▶ Data extract

-=-=-=-=-

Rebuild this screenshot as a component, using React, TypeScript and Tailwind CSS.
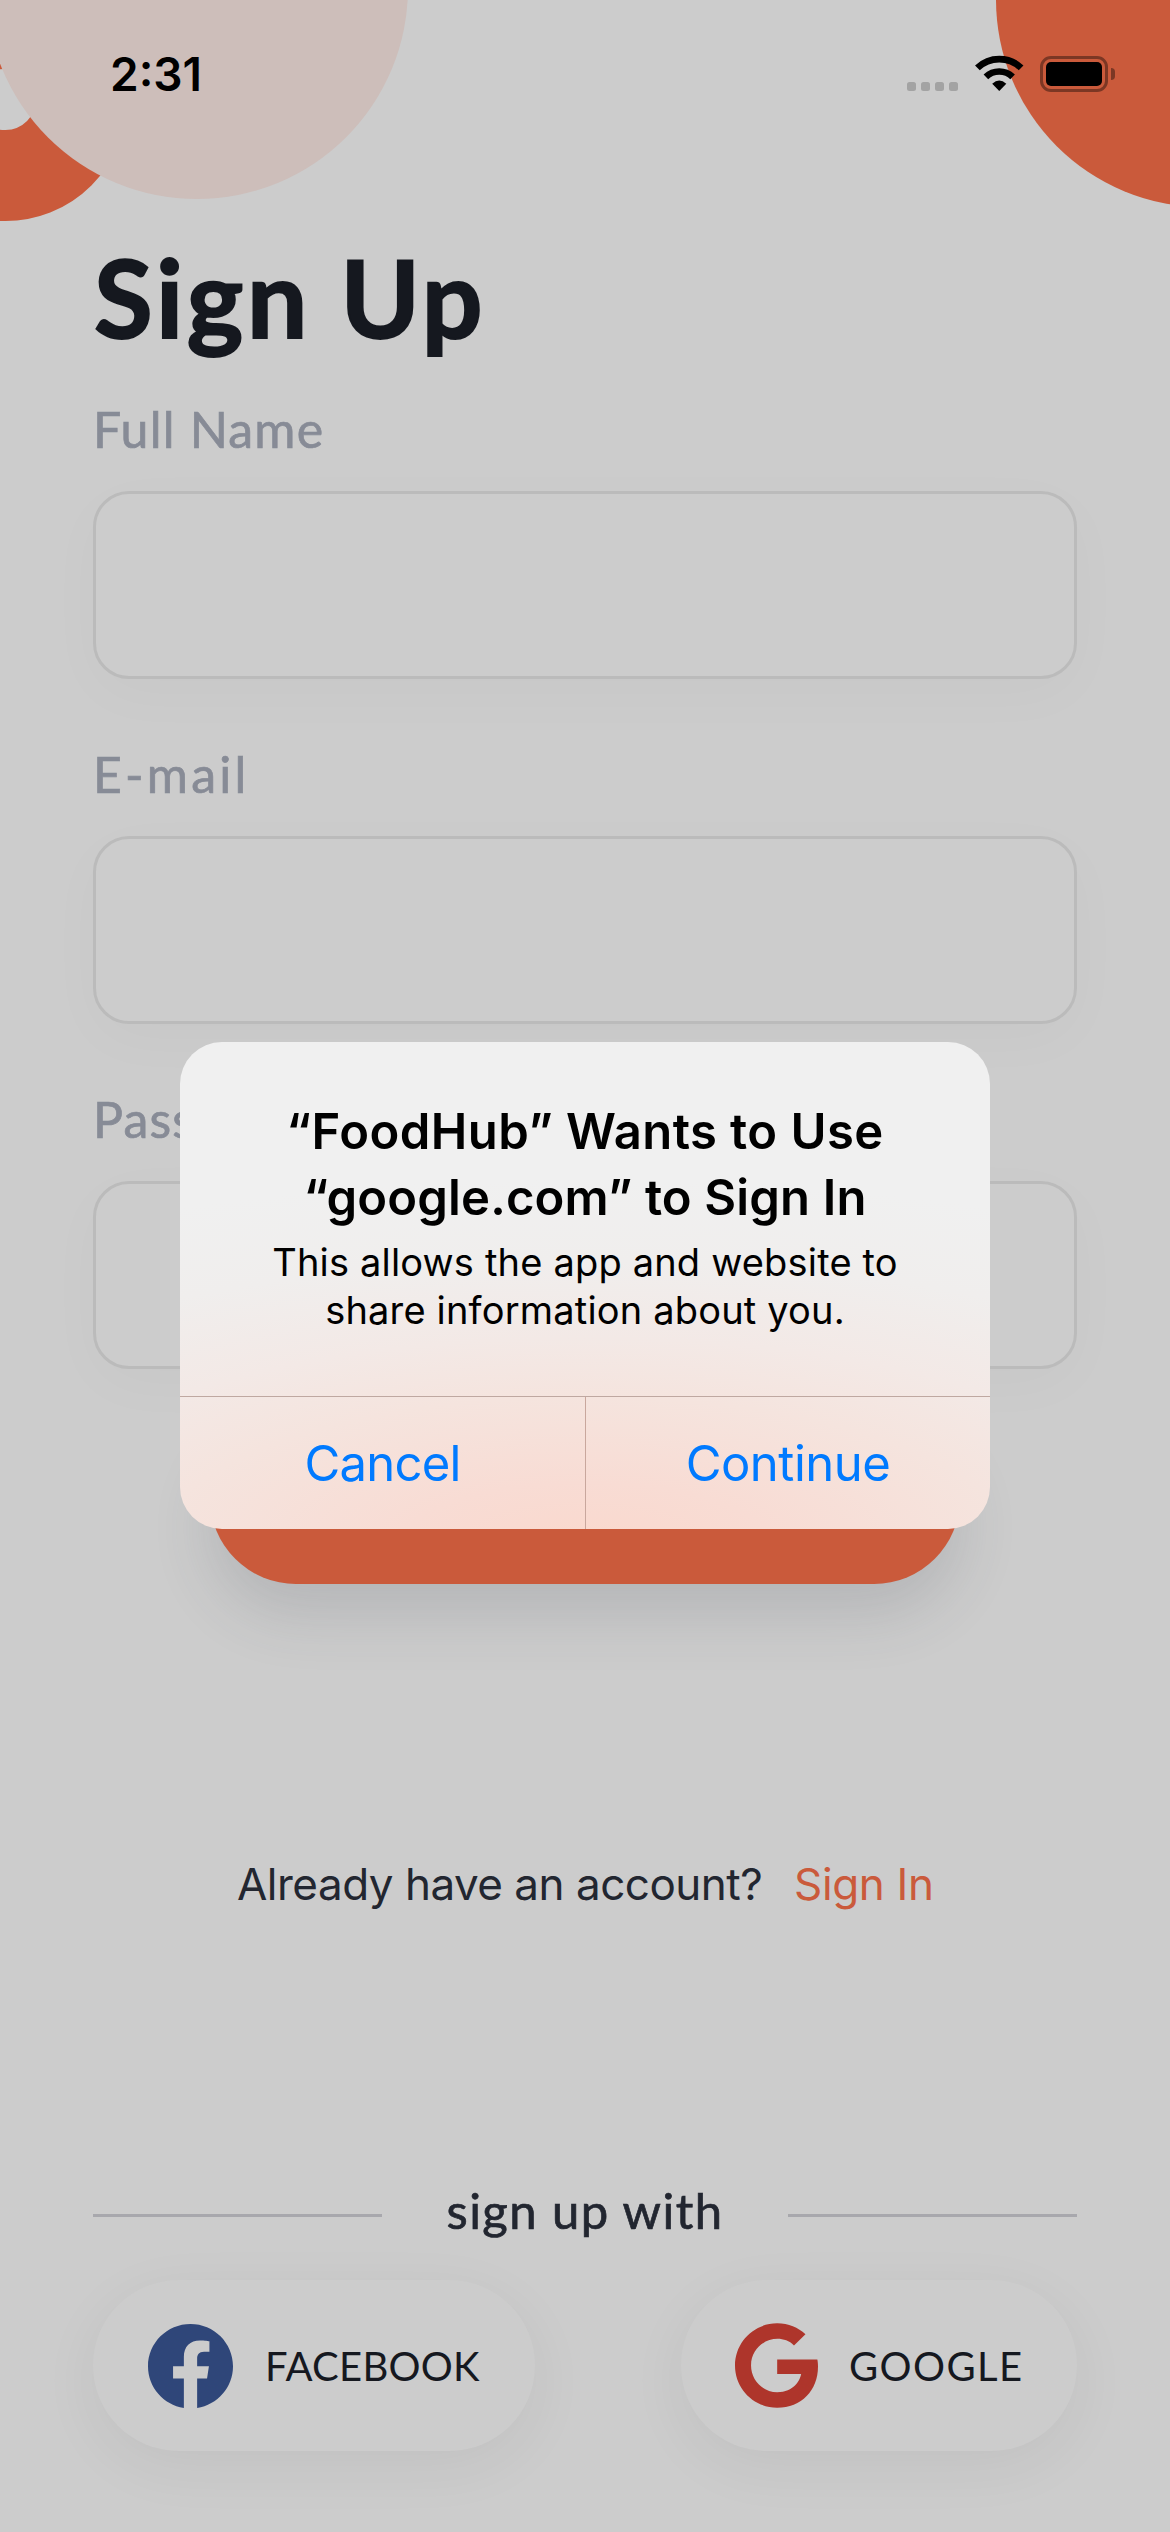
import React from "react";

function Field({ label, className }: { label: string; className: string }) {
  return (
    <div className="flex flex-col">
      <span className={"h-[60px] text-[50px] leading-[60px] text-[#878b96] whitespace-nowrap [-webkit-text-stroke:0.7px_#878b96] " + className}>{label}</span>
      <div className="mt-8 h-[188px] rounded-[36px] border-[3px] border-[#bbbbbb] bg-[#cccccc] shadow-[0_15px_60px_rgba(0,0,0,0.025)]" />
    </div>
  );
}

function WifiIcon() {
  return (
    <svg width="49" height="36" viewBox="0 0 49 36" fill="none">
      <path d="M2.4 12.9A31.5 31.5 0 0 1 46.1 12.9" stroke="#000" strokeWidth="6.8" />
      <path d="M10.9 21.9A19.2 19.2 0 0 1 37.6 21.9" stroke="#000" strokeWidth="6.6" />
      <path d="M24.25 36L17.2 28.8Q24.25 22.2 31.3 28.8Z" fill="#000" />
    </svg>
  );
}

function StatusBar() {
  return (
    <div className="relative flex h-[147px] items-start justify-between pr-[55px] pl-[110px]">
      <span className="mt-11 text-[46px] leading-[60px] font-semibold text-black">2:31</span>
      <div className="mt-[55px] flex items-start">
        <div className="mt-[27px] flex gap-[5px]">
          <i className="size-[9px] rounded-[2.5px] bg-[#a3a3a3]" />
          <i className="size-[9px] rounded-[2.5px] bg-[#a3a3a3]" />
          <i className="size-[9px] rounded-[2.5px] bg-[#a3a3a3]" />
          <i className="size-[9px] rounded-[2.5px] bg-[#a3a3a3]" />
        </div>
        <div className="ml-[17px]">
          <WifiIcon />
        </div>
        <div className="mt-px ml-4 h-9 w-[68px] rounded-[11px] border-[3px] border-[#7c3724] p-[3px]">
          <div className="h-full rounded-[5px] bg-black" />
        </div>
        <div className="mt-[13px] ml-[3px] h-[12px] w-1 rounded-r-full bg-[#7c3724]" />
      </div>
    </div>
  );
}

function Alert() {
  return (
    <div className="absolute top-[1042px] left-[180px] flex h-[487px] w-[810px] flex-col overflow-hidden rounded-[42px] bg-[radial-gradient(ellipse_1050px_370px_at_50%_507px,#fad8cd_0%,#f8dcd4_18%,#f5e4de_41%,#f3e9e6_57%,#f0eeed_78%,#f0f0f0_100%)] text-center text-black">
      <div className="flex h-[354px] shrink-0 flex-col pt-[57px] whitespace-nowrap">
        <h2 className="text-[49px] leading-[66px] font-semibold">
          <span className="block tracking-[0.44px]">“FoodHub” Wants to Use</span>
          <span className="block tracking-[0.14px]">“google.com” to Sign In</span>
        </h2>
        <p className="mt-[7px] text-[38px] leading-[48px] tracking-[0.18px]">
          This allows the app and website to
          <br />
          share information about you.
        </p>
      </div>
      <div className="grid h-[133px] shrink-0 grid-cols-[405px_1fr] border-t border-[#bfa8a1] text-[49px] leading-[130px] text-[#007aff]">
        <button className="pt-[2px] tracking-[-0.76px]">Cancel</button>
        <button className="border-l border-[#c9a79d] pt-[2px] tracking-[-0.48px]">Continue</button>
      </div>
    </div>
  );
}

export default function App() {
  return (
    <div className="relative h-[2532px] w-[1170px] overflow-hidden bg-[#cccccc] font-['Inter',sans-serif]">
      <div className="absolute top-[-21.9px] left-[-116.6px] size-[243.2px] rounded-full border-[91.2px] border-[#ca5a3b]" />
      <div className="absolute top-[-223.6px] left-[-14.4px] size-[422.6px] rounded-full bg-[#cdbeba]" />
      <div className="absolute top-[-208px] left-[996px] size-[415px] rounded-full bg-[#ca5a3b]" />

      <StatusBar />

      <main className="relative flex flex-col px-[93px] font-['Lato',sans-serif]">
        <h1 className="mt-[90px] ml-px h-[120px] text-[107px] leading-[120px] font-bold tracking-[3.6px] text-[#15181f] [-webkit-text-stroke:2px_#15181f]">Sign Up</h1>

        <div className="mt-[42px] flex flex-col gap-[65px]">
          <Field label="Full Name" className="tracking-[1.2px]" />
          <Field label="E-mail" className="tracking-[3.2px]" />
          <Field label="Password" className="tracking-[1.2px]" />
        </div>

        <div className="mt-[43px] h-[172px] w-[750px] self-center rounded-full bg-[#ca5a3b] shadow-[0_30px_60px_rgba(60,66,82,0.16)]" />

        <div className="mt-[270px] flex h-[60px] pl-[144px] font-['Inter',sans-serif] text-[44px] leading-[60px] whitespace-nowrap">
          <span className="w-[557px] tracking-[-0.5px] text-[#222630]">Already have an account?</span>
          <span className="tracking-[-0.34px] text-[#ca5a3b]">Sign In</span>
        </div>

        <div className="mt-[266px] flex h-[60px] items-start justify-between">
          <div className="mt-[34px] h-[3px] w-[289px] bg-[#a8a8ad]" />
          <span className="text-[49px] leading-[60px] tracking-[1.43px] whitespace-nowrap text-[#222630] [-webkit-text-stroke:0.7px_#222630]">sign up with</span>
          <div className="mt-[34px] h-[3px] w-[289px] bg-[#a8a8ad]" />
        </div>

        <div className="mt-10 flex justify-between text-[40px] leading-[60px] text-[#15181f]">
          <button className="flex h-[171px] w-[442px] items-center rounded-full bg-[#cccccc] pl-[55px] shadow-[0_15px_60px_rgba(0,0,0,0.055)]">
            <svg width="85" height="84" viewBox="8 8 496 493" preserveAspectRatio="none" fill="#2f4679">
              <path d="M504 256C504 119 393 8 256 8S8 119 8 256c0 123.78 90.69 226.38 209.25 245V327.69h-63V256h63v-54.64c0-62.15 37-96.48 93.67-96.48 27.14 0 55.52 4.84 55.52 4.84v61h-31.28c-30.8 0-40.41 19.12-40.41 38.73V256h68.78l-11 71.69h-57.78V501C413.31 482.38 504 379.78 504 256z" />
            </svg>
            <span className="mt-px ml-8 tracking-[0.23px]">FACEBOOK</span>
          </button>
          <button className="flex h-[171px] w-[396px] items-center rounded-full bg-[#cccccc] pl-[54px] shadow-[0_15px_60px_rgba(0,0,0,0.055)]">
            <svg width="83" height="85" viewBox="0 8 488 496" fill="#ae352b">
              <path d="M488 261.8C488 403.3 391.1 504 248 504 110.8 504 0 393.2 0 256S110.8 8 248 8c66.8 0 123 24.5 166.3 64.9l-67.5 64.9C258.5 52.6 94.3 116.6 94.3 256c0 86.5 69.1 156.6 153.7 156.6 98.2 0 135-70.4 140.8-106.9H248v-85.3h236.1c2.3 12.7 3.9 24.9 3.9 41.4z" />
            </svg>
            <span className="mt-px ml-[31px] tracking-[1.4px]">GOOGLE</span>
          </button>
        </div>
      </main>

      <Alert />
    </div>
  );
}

-=-=-=-=-

▶ Problem description
Make an exact copy of the data above, pictures excluded.

▶ Output for this exercise
Rebuild this screenshot as a component, using React, TypeScript and Tailwind CSS.
import React from "react";

function Field({ label, className }: { label: string; className: string }) {
  return (
    <div className="flex flex-col">
      <span className={"h-[60px] text-[50px] leading-[60px] text-[#878b96] whitespace-nowrap [-webkit-text-stroke:0.7px_#878b96] " + className}>{label}</span>
      <div className="mt-8 h-[188px] rounded-[36px] border-[3px] border-[#bbbbbb] bg-[#cccccc] shadow-[0_15px_60px_rgba(0,0,0,0.025)]" />
    </div>
  );
}

function WifiIcon() {
  return (
    <svg width="49" height="36" viewBox="0 0 49 36" fill="none">
      <path d="M2.4 12.9A31.5 31.5 0 0 1 46.1 12.9" stroke="#000" strokeWidth="6.8" />
      <path d="M10.9 21.9A19.2 19.2 0 0 1 37.6 21.9" stroke="#000" strokeWidth="6.6" />
      <path d="M24.25 36L17.2 28.8Q24.25 22.2 31.3 28.8Z" fill="#000" />
    </svg>
  );
}

function StatusBar() {
  return (
    <div className="relative flex h-[147px] items-start justify-between pr-[55px] pl-[110px]">
      <span className="mt-11 text-[46px] leading-[60px] font-semibold text-black">2:31</span>
      <div className="mt-[55px] flex items-start">
        <div className="mt-[27px] flex gap-[5px]">
          <i className="size-[9px] rounded-[2.5px] bg-[#a3a3a3]" />
          <i className="size-[9px] rounded-[2.5px] bg-[#a3a3a3]" />
          <i className="size-[9px] rounded-[2.5px] bg-[#a3a3a3]" />
          <i className="size-[9px] rounded-[2.5px] bg-[#a3a3a3]" />
        </div>
        <div className="ml-[17px]">
          <WifiIcon />
        </div>
        <div className="mt-px ml-4 h-9 w-[68px] rounded-[11px] border-[3px] border-[#7c3724] p-[3px]">
          <div className="h-full rounded-[5px] bg-black" />
        </div>
        <div className="mt-[13px] ml-[3px] h-[12px] w-1 rounded-r-full bg-[#7c3724]" />
      </div>
    </div>
  );
}

function Alert() {
  return (
    <div className="absolute top-[1042px] left-[180px] flex h-[487px] w-[810px] flex-col overflow-hidden rounded-[42px] bg-[radial-gradient(ellipse_1050px_370px_at_50%_507px,#fad8cd_0%,#f8dcd4_18%,#f5e4de_41%,#f3e9e6_57%,#f0eeed_78%,#f0f0f0_100%)] text-center text-black">
      <div className="flex h-[354px] shrink-0 flex-col pt-[57px] whitespace-nowrap">
        <h2 className="text-[49px] leading-[66px] font-semibold">
          <span className="block tracking-[0.44px]">“FoodHub” Wants to Use</span>
          <span className="block tracking-[0.14px]">“google.com” to Sign In</span>
        </h2>
        <p className="mt-[7px] text-[38px] leading-[48px] tracking-[0.18px]">
          This allows the app and website to
          <br />
          share information about you.
        </p>
      </div>
      <div className="grid h-[133px] shrink-0 grid-cols-[405px_1fr] border-t border-[#bfa8a1] text-[49px] leading-[130px] text-[#007aff]">
        <button className="pt-[2px] tracking-[-0.76px]">Cancel</button>
        <button className="border-l border-[#c9a79d] pt-[2px] tracking-[-0.48px]">Continue</button>
      </div>
    </div>
  );
}

export default function App() {
  return (
    <div className="relative h-[2532px] w-[1170px] overflow-hidden bg-[#cccccc] font-['Inter',sans-serif]">
      <div className="absolute top-[-21.9px] left-[-116.6px] size-[243.2px] rounded-full border-[91.2px] border-[#ca5a3b]" />
      <div className="absolute top-[-223.6px] left-[-14.4px] size-[422.6px] rounded-full bg-[#cdbeba]" />
      <div className="absolute top-[-208px] left-[996px] size-[415px] rounded-full bg-[#ca5a3b]" />

      <StatusBar />

      <main className="relative flex flex-col px-[93px] font-['Lato',sans-serif]">
        <h1 className="mt-[90px] ml-px h-[120px] text-[107px] leading-[120px] font-bold tracking-[3.6px] text-[#15181f] [-webkit-text-stroke:2px_#15181f]">Sign Up</h1>

        <div className="mt-[42px] flex flex-col gap-[65px]">
          <Field label="Full Name" className="tracking-[1.2px]" />
          <Field label="E-mail" className="tracking-[3.2px]" />
          <Field label="Password" className="tracking-[1.2px]" />
        </div>

        <div className="mt-[43px] h-[172px] w-[750px] self-center rounded-full bg-[#ca5a3b] shadow-[0_30px_60px_rgba(60,66,82,0.16)]" />

        <div className="mt-[270px] flex h-[60px] pl-[144px] font-['Inter',sans-serif] text-[44px] leading-[60px] whitespace-nowrap">
          <span className="w-[557px] tracking-[-0.5px] text-[#222630]">Already have an account?</span>
          <span className="tracking-[-0.34px] text-[#ca5a3b]">Sign In</span>
        </div>

        <div className="mt-[266px] flex h-[60px] items-start justify-between">
          <div className="mt-[34px] h-[3px] w-[289px] bg-[#a8a8ad]" />
          <span className="text-[49px] leading-[60px] tracking-[1.43px] whitespace-nowrap text-[#222630] [-webkit-text-stroke:0.7px_#222630]">sign up with</span>
          <div className="mt-[34px] h-[3px] w-[289px] bg-[#a8a8ad]" />
        </div>

        <div className="mt-10 flex justify-between text-[40px] leading-[60px] text-[#15181f]">
          <button className="flex h-[171px] w-[442px] items-center rounded-full bg-[#cccccc] pl-[55px] shadow-[0_15px_60px_rgba(0,0,0,0.055)]">
            <svg width="85" height="84" viewBox="8 8 496 493" preserveAspectRatio="none" fill="#2f4679">
              <path d="M504 256C504 119 393 8 256 8S8 119 8 256c0 123.78 90.69 226.38 209.25 245V327.69h-63V256h63v-54.64c0-62.15 37-96.48 93.67-96.48 27.14 0 55.52 4.84 55.52 4.84v61h-31.28c-30.8 0-40.41 19.12-40.41 38.73V256h68.78l-11 71.69h-57.78V501C413.31 482.38 504 379.78 504 256z" />
            </svg>
            <span className="mt-px ml-8 tracking-[0.23px]">FACEBOOK</span>
          </button>
          <button className="flex h-[171px] w-[396px] items-center rounded-full bg-[#cccccc] pl-[54px] shadow-[0_15px_60px_rgba(0,0,0,0.055)]">
            <svg width="83" height="85" viewBox="0 8 488 496" fill="#ae352b">
              <path d="M488 261.8C488 403.3 391.1 504 248 504 110.8 504 0 393.2 0 256S110.8 8 248 8c66.8 0 123 24.5 166.3 64.9l-67.5 64.9C258.5 52.6 94.3 116.6 94.3 256c0 86.5 69.1 156.6 153.7 156.6 98.2 0 135-70.4 140.8-106.9H248v-85.3h236.1c2.3 12.7 3.9 24.9 3.9 41.4z" />
            </svg>
            <span className="mt-px ml-[31px] tracking-[1.4px]">GOOGLE</span>
          </button>
        </div>
      </main>

      <Alert />
    </div>
  );
}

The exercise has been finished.